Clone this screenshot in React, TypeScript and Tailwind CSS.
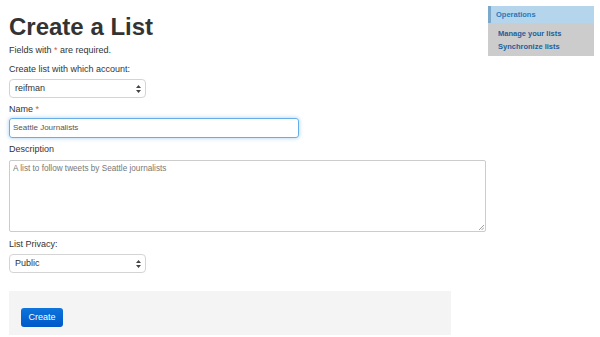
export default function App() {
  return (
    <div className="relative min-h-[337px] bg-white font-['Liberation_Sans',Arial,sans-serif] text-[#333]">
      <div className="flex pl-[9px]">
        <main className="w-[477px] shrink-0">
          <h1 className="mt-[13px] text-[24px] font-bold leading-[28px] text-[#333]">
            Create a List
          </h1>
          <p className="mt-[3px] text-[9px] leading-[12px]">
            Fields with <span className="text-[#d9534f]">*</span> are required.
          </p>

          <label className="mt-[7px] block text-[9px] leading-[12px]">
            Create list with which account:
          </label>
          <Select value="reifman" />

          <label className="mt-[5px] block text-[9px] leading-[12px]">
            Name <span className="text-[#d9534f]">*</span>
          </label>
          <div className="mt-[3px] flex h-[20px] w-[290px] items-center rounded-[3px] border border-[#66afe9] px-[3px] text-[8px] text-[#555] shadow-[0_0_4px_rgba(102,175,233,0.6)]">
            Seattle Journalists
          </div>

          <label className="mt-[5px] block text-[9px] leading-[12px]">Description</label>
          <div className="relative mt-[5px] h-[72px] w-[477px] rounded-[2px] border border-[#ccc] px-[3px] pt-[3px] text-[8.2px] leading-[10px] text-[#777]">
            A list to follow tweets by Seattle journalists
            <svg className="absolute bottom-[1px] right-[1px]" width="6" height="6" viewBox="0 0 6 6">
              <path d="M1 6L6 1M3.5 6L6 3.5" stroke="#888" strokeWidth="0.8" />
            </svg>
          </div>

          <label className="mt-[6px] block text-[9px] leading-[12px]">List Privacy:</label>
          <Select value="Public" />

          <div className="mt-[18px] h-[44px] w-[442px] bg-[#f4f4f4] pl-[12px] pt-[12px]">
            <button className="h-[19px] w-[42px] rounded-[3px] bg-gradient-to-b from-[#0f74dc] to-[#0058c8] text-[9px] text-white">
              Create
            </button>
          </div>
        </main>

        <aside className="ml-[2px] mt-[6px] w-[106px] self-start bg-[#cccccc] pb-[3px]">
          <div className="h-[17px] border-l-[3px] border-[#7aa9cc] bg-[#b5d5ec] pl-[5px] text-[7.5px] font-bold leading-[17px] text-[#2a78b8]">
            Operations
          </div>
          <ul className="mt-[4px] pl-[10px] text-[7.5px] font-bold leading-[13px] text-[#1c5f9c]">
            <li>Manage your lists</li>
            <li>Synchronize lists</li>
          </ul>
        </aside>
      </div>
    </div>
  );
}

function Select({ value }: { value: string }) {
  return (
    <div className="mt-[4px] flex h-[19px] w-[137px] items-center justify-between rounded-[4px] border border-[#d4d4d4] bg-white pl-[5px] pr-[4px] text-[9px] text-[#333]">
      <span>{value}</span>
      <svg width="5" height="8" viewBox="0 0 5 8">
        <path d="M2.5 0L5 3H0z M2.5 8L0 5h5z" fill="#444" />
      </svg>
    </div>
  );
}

== GIVEN PROBLEM ==
Write out the whole listing again, exactly, with no pictures.

== EXPECTED OUTPUT ==
Clone this screenshot in React, TypeScript and Tailwind CSS.
export default function App() {
  return (
    <div className="relative min-h-[337px] bg-white font-['Liberation_Sans',Arial,sans-serif] text-[#333]">
      <div className="flex pl-[9px]">
        <main className="w-[477px] shrink-0">
          <h1 className="mt-[13px] text-[24px] font-bold leading-[28px] text-[#333]">
            Create a List
          </h1>
          <p className="mt-[3px] text-[9px] leading-[12px]">
            Fields with <span className="text-[#d9534f]">*</span> are required.
          </p>

          <label className="mt-[7px] block text-[9px] leading-[12px]">
            Create list with which account:
          </label>
          <Select value="reifman" />

          <label className="mt-[5px] block text-[9px] leading-[12px]">
            Name <span className="text-[#d9534f]">*</span>
          </label>
          <div className="mt-[3px] flex h-[20px] w-[290px] items-center rounded-[3px] border border-[#66afe9] px-[3px] text-[8px] text-[#555] shadow-[0_0_4px_rgba(102,175,233,0.6)]">
            Seattle Journalists
          </div>

          <label className="mt-[5px] block text-[9px] leading-[12px]">Description</label>
          <div className="relative mt-[5px] h-[72px] w-[477px] rounded-[2px] border border-[#ccc] px-[3px] pt-[3px] text-[8.2px] leading-[10px] text-[#777]">
            A list to follow tweets by Seattle journalists
            <svg className="absolute bottom-[1px] right-[1px]" width="6" height="6" viewBox="0 0 6 6">
              <path d="M1 6L6 1M3.5 6L6 3.5" stroke="#888" strokeWidth="0.8" />
            </svg>
          </div>

          <label className="mt-[6px] block text-[9px] leading-[12px]">List Privacy:</label>
          <Select value="Public" />

          <div className="mt-[18px] h-[44px] w-[442px] bg-[#f4f4f4] pl-[12px] pt-[12px]">
            <button className="h-[19px] w-[42px] rounded-[3px] bg-gradient-to-b from-[#0f74dc] to-[#0058c8] text-[9px] text-white">
              Create
            </button>
          </div>
        </main>

        <aside className="ml-[2px] mt-[6px] w-[106px] self-start bg-[#cccccc] pb-[3px]">
          <div className="h-[17px] border-l-[3px] border-[#7aa9cc] bg-[#b5d5ec] pl-[5px] text-[7.5px] font-bold leading-[17px] text-[#2a78b8]">
            Operations
          </div>
          <ul className="mt-[4px] pl-[10px] text-[7.5px] font-bold leading-[13px] text-[#1c5f9c]">
            <li>Manage your lists</li>
            <li>Synchronize lists</li>
          </ul>
        </aside>
      </div>
    </div>
  );
}

function Select({ value }: { value: string }) {
  return (
    <div className="mt-[4px] flex h-[19px] w-[137px] items-center justify-between rounded-[4px] border border-[#d4d4d4] bg-white pl-[5px] pr-[4px] text-[9px] text-[#333]">
      <span>{value}</span>
      <svg width="5" height="8" viewBox="0 0 5 8">
        <path d="M2.5 0L5 3H0z M2.5 8L0 5h5z" fill="#444" />
      </svg>
    </div>
  );
}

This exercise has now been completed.